Note each line where "React" appears, and copy it.

######

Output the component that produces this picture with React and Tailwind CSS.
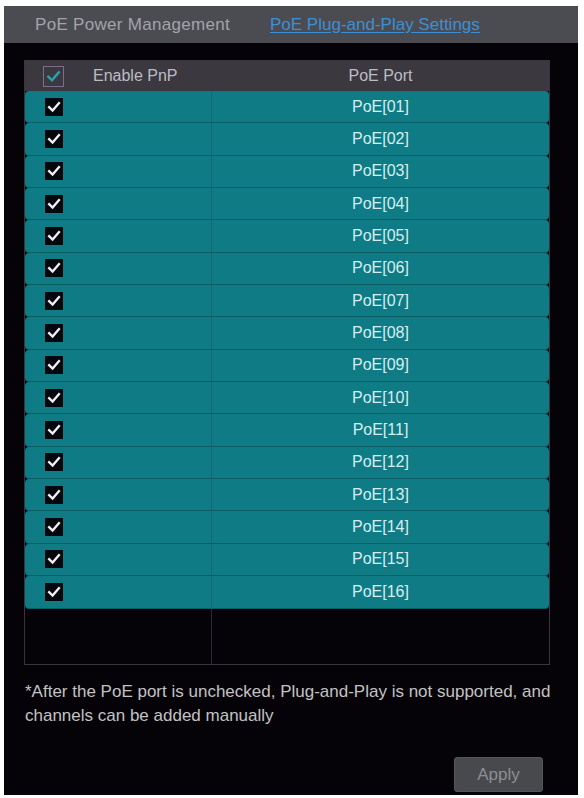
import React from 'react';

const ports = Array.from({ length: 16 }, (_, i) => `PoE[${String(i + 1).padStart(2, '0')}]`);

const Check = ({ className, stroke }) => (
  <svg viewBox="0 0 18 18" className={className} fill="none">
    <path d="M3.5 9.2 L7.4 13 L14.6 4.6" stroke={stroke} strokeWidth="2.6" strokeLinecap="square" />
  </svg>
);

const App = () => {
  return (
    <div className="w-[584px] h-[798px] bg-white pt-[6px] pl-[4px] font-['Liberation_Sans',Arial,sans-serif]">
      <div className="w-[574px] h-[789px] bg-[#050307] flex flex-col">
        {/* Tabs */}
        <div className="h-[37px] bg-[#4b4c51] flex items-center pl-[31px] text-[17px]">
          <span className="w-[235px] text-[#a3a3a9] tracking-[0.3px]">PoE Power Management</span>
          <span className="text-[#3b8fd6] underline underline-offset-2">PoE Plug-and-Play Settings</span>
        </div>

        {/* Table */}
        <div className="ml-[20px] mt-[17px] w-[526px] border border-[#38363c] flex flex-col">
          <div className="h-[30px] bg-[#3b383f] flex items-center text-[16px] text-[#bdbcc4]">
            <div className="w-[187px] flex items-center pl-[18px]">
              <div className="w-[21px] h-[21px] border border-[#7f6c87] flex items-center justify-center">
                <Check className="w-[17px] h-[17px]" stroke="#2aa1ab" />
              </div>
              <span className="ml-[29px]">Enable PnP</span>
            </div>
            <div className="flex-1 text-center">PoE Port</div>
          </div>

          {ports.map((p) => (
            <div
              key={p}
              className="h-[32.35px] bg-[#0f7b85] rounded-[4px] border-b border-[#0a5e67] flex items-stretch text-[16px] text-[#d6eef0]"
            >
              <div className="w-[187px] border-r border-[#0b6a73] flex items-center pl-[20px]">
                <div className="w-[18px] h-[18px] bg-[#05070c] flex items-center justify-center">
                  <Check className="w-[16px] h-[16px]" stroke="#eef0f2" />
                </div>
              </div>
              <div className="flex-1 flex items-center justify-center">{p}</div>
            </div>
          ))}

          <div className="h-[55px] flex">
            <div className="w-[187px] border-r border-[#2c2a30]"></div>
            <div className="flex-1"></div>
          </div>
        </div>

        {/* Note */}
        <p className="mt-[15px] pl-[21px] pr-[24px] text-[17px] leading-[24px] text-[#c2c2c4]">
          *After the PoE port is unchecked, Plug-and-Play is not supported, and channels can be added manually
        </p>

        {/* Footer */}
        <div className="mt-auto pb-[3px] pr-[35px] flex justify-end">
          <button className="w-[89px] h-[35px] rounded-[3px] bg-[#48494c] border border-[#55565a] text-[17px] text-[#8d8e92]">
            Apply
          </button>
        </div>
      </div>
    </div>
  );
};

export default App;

######

OUTPUT
Output the component that produces this picture with React and Tailwind CSS.
import React from 'react';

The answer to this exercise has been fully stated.